Capital Gains Tax 2026: Short-Term vs Long-Term Rates, How to Minimize What You Owe, and the $0 Tax Bracket Most People Miss

Capital Gains Tax 2026: Short-Term vs Long-Term Rates, How to Minimize What You Owe, and the $0 Tax Bracket Most People Miss

# Capital Gains Tax 2026: Short-Term vs Long-Term Rates, How to Minimize What You Owe, and the $0 Tax Bracket Most People Miss

> **Quick answer:** In 2026, long-term capital gains (assets held more than one year) are taxed at 0%, 15%, or 20% based on taxable income.
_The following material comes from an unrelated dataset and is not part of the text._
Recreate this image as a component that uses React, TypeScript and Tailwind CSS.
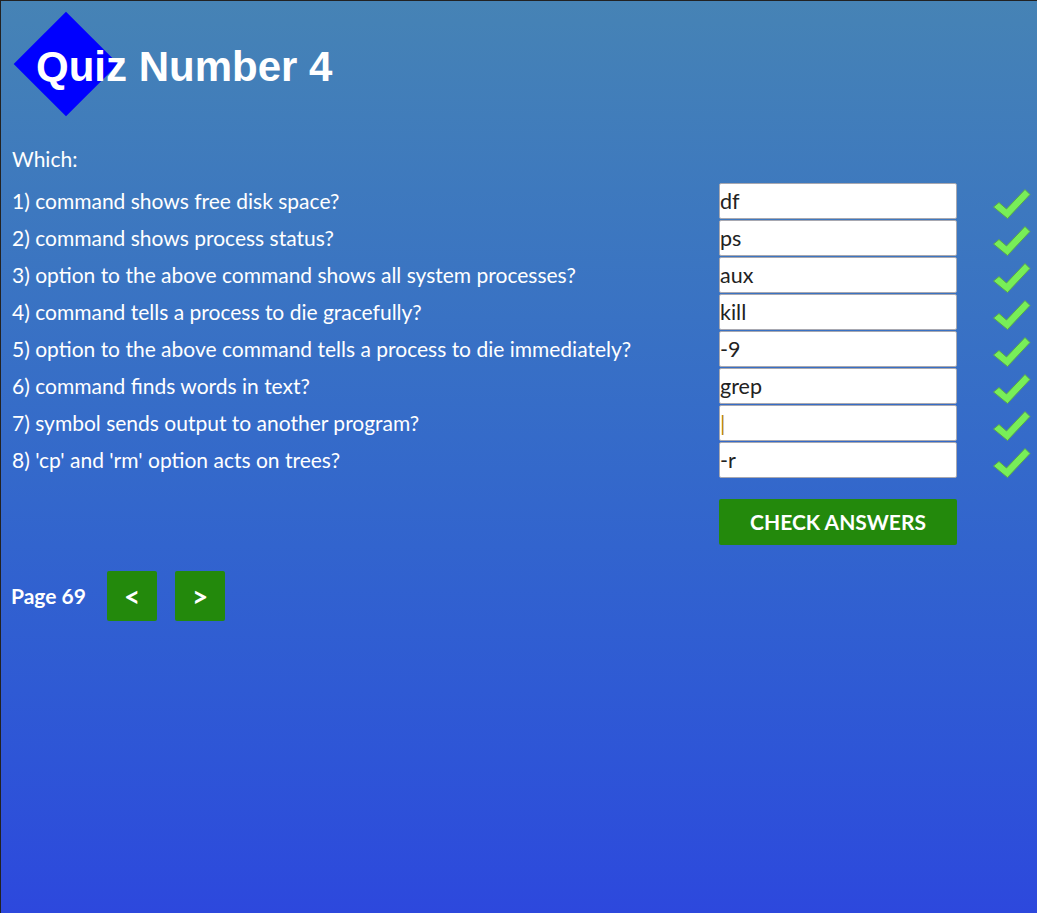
const questions = [
  { q: "1) command shows free disk space?", a: "df" },
  { q: "2) command shows process status?", a: "ps" },
  { q: "3) option to the above command shows all system processes?", a: "aux" },
  { q: "4) command tells a process to die gracefully?", a: "kill" },
  { q: "5) option to the above command tells a process to die immediately?", a: "-9" },
  { q: "6) command finds words in text?", a: "grep" },
  { q: "7) symbol sends output to another program?", a: "|" },
  { q: "8) 'cp' and 'rm' option acts on trees?", a: "-r" },
];

const Tick = () => (
  <svg width="39" height="32" viewBox="0 0 39 32" className="mt-[5px]">
    <polygon
      points="1.5,19 7,14.5 14.5,21 33,1.5 38,6.5 15.5,30.5"
      fill="#78ee58"
      stroke="#5aa84a"
      strokeWidth="1"
      strokeLinejoin="round"
    />
  </svg>
);

const App: React.FC = () => {
  return (
    <div className="min-h-screen overflow-hidden border-t border-l border-[#222] bg-linear-to-b from-[#4683b5] to-[#2d48dd] font-['Lato','Open_Sans',sans-serif] text-white">
      <header className="relative pt-[45px] pl-[35px]">
        <div className="absolute top-[26px] left-[28px] h-[74px] w-[74px] rotate-45 bg-[#0000ff]" />
        <h1 className="relative h-[42px] font-['Liberation_Sans',Arial,sans-serif] text-[42px] leading-none font-bold">
          Quiz Number 4
        </h1>
      </header>

      <main className="px-[11px]">
        <p className="mt-[59px] text-[21px] leading-6">Which:</p>

        <div className="mt-[12px] flex flex-col gap-[1px]">
          {questions.map((item) => (
            <div key={item.q} className="flex h-[36px] items-center">
              <span className="w-[707px] shrink-0 text-[21px] leading-6">{item.q}</span>
              <input
                readOnly
                value={item.a}
                className={`h-[36px] w-[238px] shrink-0 rounded-[2px] border border-[#a8a8b0] bg-white pl-0 text-[21.5px] outline-none ${
                  item.a === "|" ? "text-[#b8860b]" : "text-[#222]"
                }`}
              />
              <div className="ml-[35px] shrink-0 self-start">
                <Tick />
              </div>
            </div>
          ))}
        </div>

        <div className="mt-[21px] pl-[707px]">
          <button className="h-[46px] w-[238px] rounded-[2px] bg-[#23890c] text-[21px] font-bold text-white">
            CHECK ANSWERS
          </button>
        </div>

        <div className="mt-[26px] flex items-center">
          <span className="w-[95px] -ml-px text-[21px] font-bold">Page 69</span>
          <div className="ml-px flex gap-[18px]">
            <button className="flex h-[50px] w-[50px] items-center justify-center rounded-[2px] bg-[#23890c] text-[28px] font-bold text-white">
              &lt;
            </button>
            <button className="flex h-[50px] w-[50px] items-center justify-center rounded-[2px] bg-[#23890c] text-[28px] font-bold text-white">
              &gt;
            </button>
          </div>
        </div>
      </main>
    </div>
  );
};

export default App;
Short-term gains (one year or less) are taxed as ordinary income — up to 37%. Single filers under $49,450 in taxable income and married filers under $98,900 owe **zero** federal tax on long-term gains. A 3.8% surtax applies above $200K/$250K. The single most powerful move most investors skip: harvesting gains inside the 0% bracket before they cross into the 15% tier.

Capital gains tax rates in 2026 depend on one question more than any other: how long did you hold the asset? The difference between selling a stock on day 364 versus day 366 can mean the difference between a 37% tax rate and a 15% rate — or even 0%. With the One Big Beautiful Bill Act permanently locking in TCJA thresholds, these rates now have long-term predictability for the first time since 2017, making 2026 the ideal year to build a deliberate capital gains strategy.

This is the capstone article in Fizzty's 2026 Tax Cluster — connecting tax brackets, tax-loss harvesting, crypto taxes, side hustle taxes, and W-4 withholding into a complete picture of what you actually owe.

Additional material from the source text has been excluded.